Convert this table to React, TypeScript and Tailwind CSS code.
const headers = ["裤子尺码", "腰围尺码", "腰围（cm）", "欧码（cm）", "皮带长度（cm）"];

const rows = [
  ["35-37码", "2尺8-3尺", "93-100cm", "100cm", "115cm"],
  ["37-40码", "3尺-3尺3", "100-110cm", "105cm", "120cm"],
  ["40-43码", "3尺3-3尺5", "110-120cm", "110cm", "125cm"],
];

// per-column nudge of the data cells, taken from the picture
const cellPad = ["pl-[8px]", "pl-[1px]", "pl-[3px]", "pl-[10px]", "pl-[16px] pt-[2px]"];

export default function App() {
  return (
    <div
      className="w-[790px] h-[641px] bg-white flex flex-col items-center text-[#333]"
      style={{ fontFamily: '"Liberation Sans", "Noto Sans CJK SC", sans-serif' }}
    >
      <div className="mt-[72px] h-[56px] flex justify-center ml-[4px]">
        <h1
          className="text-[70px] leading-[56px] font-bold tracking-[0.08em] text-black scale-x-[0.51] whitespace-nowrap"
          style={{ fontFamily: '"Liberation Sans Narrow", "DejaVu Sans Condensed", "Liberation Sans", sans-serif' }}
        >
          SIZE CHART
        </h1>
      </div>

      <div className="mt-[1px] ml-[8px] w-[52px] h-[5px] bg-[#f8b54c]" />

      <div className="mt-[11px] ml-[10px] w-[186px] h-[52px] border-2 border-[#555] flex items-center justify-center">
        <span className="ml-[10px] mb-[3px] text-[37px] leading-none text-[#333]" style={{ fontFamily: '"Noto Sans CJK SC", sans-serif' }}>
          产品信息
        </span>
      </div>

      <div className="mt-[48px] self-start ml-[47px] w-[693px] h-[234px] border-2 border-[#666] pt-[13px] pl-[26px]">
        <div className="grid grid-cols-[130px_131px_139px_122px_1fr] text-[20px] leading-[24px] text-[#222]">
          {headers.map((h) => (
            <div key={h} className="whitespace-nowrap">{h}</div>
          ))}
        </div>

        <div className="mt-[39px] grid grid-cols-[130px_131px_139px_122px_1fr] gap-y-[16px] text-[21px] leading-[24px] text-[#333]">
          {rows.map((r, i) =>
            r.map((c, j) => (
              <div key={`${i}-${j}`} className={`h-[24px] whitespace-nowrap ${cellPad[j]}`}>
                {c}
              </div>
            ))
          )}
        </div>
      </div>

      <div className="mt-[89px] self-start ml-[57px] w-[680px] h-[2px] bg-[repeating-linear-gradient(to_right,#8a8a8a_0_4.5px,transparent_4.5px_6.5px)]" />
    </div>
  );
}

---*---

**INSTRUCTIONS TO FOLLOW**
Only the lines from the beginning of the material to the line containing "ml-[8px] w-[52px] h-[5px]" should be echoed, verbatim and in full.

**OUTPUT OF THE EXERCISE**
Convert this table to React, TypeScript and Tailwind CSS code.
const headers = ["裤子尺码", "腰围尺码", "腰围（cm）", "欧码（cm）", "皮带长度（cm）"];

const rows = [
  ["35-37码", "2尺8-3尺", "93-100cm", "100cm", "115cm"],
  ["37-40码", "3尺-3尺3", "100-110cm", "105cm", "120cm"],
  ["40-43码", "3尺3-3尺5", "110-120cm", "110cm", "125cm"],
];

// per-column nudge of the data cells, taken from the picture
const cellPad = ["pl-[8px]", "pl-[1px]", "pl-[3px]", "pl-[10px]", "pl-[16px] pt-[2px]"];

export default function App() {
  return (
    <div
      className="w-[790px] h-[641px] bg-white flex flex-col items-center text-[#333]"
      style={{ fontFamily: '"Liberation Sans", "Noto Sans CJK SC", sans-serif' }}
    >
      <div className="mt-[72px] h-[56px] flex justify-center ml-[4px]">
        <h1
          className="text-[70px] leading-[56px] font-bold tracking-[0.08em] text-black scale-x-[0.51] whitespace-nowrap"
          style={{ fontFamily: '"Liberation Sans Narrow", "DejaVu Sans Condensed", "Liberation Sans", sans-serif' }}
        >
          SIZE CHART
        </h1>
      </div>

      <div className="mt-[1px] ml-[8px] w-[52px] h-[5px] bg-[#f8b54c]" />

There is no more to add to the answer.